Date of Award


Document Type


Degree Name

Philosophy (Ph.D)


Curriculum and Instruction

First Advisor

Donald R McClure

Second Advisor

Sandra S Abrams

Third Advisor

Mary Beth Schaefer


Asian and Asian American students are achieving academic success at disproportionate rates, even when faced with low social capital (i.e., English is not the primary language spoken at home) and high rates of poverty (especially in urban settings like New York City). A contributing factor to their academic success is shadow education. Shadow education (SE) is defined as systemized learning that occurs outside of compulsory schooling, at private cost, with the objective of guiding students through and providing them with a competitive edge in school admissions—often with a focus on high-stakes standardized academic exams (Bray, 1999, 2013).

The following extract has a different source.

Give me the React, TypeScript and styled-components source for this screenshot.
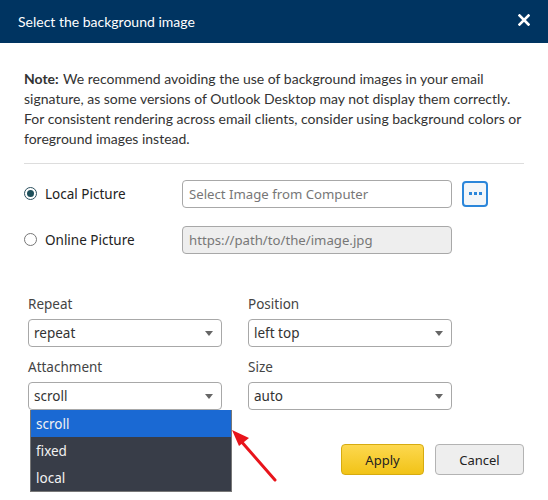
import React from "react";
import styled, { createGlobalStyle } from "styled-components";

const Global = createGlobalStyle`
  html, body { margin: 0; padding: 0; background: #fff; }
  body { font-family: "Lato", "Noto Sans", sans-serif; }
  * { box-sizing: border-box; }
`;

const Dialog = styled.div`
  width: 548px;
  height: 500px;
  background: #fff;
  position: relative;
  overflow: hidden;
`;

const Header = styled.div`
  height: 43px;
  background: #003461;
  display: flex;
  align-items: center;
  justify-content: space-between;
  padding: 0 18px 0 18px;
`;

const Title = styled.div`
  color: #fff;
  font-family: "Lato", sans-serif;
  font-size: 14px;
  margin-top: -1px;
`;

const Close = styled.div`
  width: 12px;
  height: 12px;
  margin-top: -3px;
  display: flex;
`;

const Body = styled.div`
  padding: 0 24px;
`;

const Note = styled.p`
  margin: 0;
  padding-top: 26px;
  font-family: "Lato", sans-serif;
  font-size: 14px;
  line-height: 20px;
  color: #333;
  padding-bottom: 14px;
  border-bottom: 1px solid #ddd;
`;

const Strong = styled.span`
  font-weight: 700;
  margin-right: 1px;
`;

const Sources = styled.div`
  display: flex;
  flex-direction: column;
  gap: 19px;
  padding-top: 16px;
`;

const SourceRow = styled.div`
  display: flex;
  align-items: center;
  height: 27px;
`;

const RadioLabel = styled.label`
  width: 158px;
  display: flex;
  align-items: center;
  gap: 8px;
  font-family: "Segoe UI", "Noto Sans", sans-serif;
  font-size: 13.5px;
  color: #222;
`;

const Radio = styled.span<{ $checked?: boolean }>`
  width: 13px;
  height: 13px;
  border-radius: 50%;
  border: 1px solid ${(p) => (p.$checked ? "#2b4f5e" : "#777")};
  background: #fff;
  display: flex;
  align-items: center;
  justify-content: center;
  &::after {
    content: "";
    width: 7px;
    height: 7px;
    border-radius: 50%;
    background: ${(p) => (p.$checked ? "#1e4f5a" : "transparent")};
  }
`;

const TextBox = styled.div<{ $disabled?: boolean }>`
  width: 270px;
  height: 28px;
  border: 1px solid #a8a8a8;
  border-radius: 4px;
  background: ${(p) => (p.$disabled ? "#eee" : "#fff")};
  color: #777;
  font-family: "Segoe UI", "Noto Sans", sans-serif;
  font-size: 13.2px;
  display: flex;
  align-items: center;
  padding-left: 6px;
`;

const BrowseButton = styled.div`
  width: 26px;
  height: 26px;
  margin-left: 10px;
  border: 2px solid #2b86da;
  border-radius: 4px;
  background: #f3f6f9;
  display: flex;
  align-items: center;
  justify-content: center;
  gap: 2px;
`;

const Dot = styled.span`
  width: 3px;
  height: 3px;
  background: #2b86da;
`;

const Grid = styled.div`
  display: grid;
  grid-template-columns: 194px 204px;
  column-gap: 26px;
  row-gap: 11px;
  padding: 42px 0 0 4px;
`;

const Field = styled.div`
  display: flex;
  flex-direction: column;
  gap: 5px;
  position: relative;
`;

const FieldLabel = styled.div`
  font-family: "Segoe UI", "Noto Sans", sans-serif;
  font-size: 13.5px;
  color: #444;
  height: 19px;
  line-height: 19px;
`;

const Select = styled.div`
  height: 28px;
  border: 1px solid #a8a8a8;
  border-radius: 4px;
  background: #fff;
  display: flex;
  align-items: center;
  justify-content: space-between;
  padding: 0 8px 0 5px;
  font-family: "Segoe UI", "Noto Sans", sans-serif;
  font-size: 13.5px;
  color: #333;
`;

const Caret = styled.span`
  width: 0;
  height: 0;
  border-left: 4px solid transparent;
  border-right: 4px solid transparent;
  border-top: 5px solid #666;
  margin-top: 1px;
`;

const Menu = styled.div`
  position: absolute;
  top: 52px;
  left: 2px;
  width: 202px;
  background: #383d48;
  border: 1px solid #777;
  border-top: none;
  z-index: 2;
`;

const Option = styled.div<{ $active?: boolean }>`
  height: 27px;
  display: flex;
  align-items: center;
  padding-left: 5px;
  background: ${(p) => (p.$active ? "#1a69d3" : "transparent")};
  color: #f2f2f2;
  font-family: "Segoe UI", "Noto Sans", sans-serif;
  font-size: 13.5px;
`;

const Footer = styled.div`
  display: flex;
  justify-content: flex-end;
  gap: 11px;
  padding: 34px 0 0 0;
`;

const Button = styled.div<{ $primary?: boolean }>`
  height: 31px;
  width: ${(p) => (p.$primary ? "83px" : "89px")};
  border-radius: 4px;
  border: 1px solid ${(p) => (p.$primary ? "#d6ab10" : "#b3b3b3")};
  background: ${(p) =>
    p.$primary ? "linear-gradient(#fdd84f, #f1c317)" : "#eeeeee"};
  color: #222;
  font-family: "Segoe UI", "Noto Sans", sans-serif;
  font-size: 13px;
  display: flex;
  align-items: center;
  justify-content: center;
`;

const Arrow = styled.svg`
  position: absolute;
  left: 228px;
  top: 424px;
  z-index: 3;
`;

export default function App() {
  return (
    <>
      <Global />
      <Dialog>
        <Header>
          <Title>Select the background image</Title>
          <Close>
            <svg width="12" height="12" viewBox="0 0 12 12">
              <path d="M1.5 1.5 L10.5 10.5 M10.5 1.5 L1.5 10.5" stroke="#fff" strokeWidth="2.6" strokeLinecap="square" />
            </svg>
          </Close>
        </Header>
        <Body>
          <Note>
            <Strong>Note:</Strong> We recommend avoiding the use of background images in your email
            signature, as some versions of Outlook Desktop may not display them correctly.
            For consistent rendering across email clients, consider using background colors or
            foreground images instead.
          </Note>
          <Sources>
            <SourceRow>
              <RadioLabel>
                <Radio $checked />
                Local Picture
              </RadioLabel>
              <TextBox>Select Image from Computer</TextBox>
              <BrowseButton>
                <Dot />
                <Dot />
                <Dot />
              </BrowseButton>
            </SourceRow>
            <SourceRow>
              <RadioLabel>
                <Radio />
                Online Picture
              </RadioLabel>
              <TextBox $disabled>https://path/to/the/image.jpg</TextBox>
            </SourceRow>
          </Sources>
          <Grid>
            <Field>
              <FieldLabel>Repeat</FieldLabel>
              <Select>
                repeat
                <Caret />
              </Select>
            </Field>
            <Field>
              <FieldLabel>Position</FieldLabel>
              <Select>
                left top
                <Caret />
              </Select>
            </Field>
            <Field>
              <FieldLabel>Attachment</FieldLabel>
              <Select>
                scroll
                <Caret />
              </Select>
              <Menu>
                <Option $active>scroll</Option>
                <Option>fixed</Option>
                <Option>local</Option>
              </Menu>
            </Field>
            <Field>
              <FieldLabel>Size</FieldLabel>
              <Select>
                auto
                <Caret />
              </Select>
            </Field>
          </Grid>
          <Footer>
            <Button $primary>Apply</Button>
            <Button>Cancel</Button>
          </Footer>
        </Body>
        <Arrow width="52" height="60" viewBox="0 0 52 60">
          <path d="M47 56 L12 16" stroke="#e8141b" strokeWidth="3" strokeLinecap="round" />
          <path d="M4 6 L21 14 L11 22 Z" fill="#e8141b" />
        </Arrow>
      </Dialog>
    </>
  );
}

In Korean, shadow education is known as “hagwon.” Though hagwon has existed in the U.S. since the 1970s, almost no qualitative research on shadow education has been conducted and published here. This ethnographic multi-case study examined the hagwon experiences of seven Asian American high school students who were studying for the SAT across three hagwons—two in northern New Jersey and one in Queens, New York. Framed through the theoretical lenses of Bourdieu’s habitus and Lévi-Strauss’s bricolage, this study situated hagwon as a field of convergence for multiple cultural streams (i.e., East and West; families and peers; local and distal communities) to create a distinct habitus, characterized by a ubiquitous and inescapable imperative for the attendees focused on discipline and achievement. This cobbled-together “habitus of hagwon” drove behavioral, curricular, and even environmental decisions on the part of the students and hagwons. Hagwon was part of a larger calculation: increasing as much as possible their odds for desired outcomes at every level of the college admissions process. Though students perceived that content crossover between hagwon and school was minimal, participants acknowledged that certain mental tools and social capital—independent work ethic, enduring difficulty, time management, and self-generating interest in uninteresting material—crossed over to school and professional environments. In addition, students found the camaraderie from peers and teachers to be invaluable—and built on shared cultural capital and common purpose—which separated their hagwon experiences from their school experiences and situated hagwon as an essential site of cultural replication, transmission, and negotiation.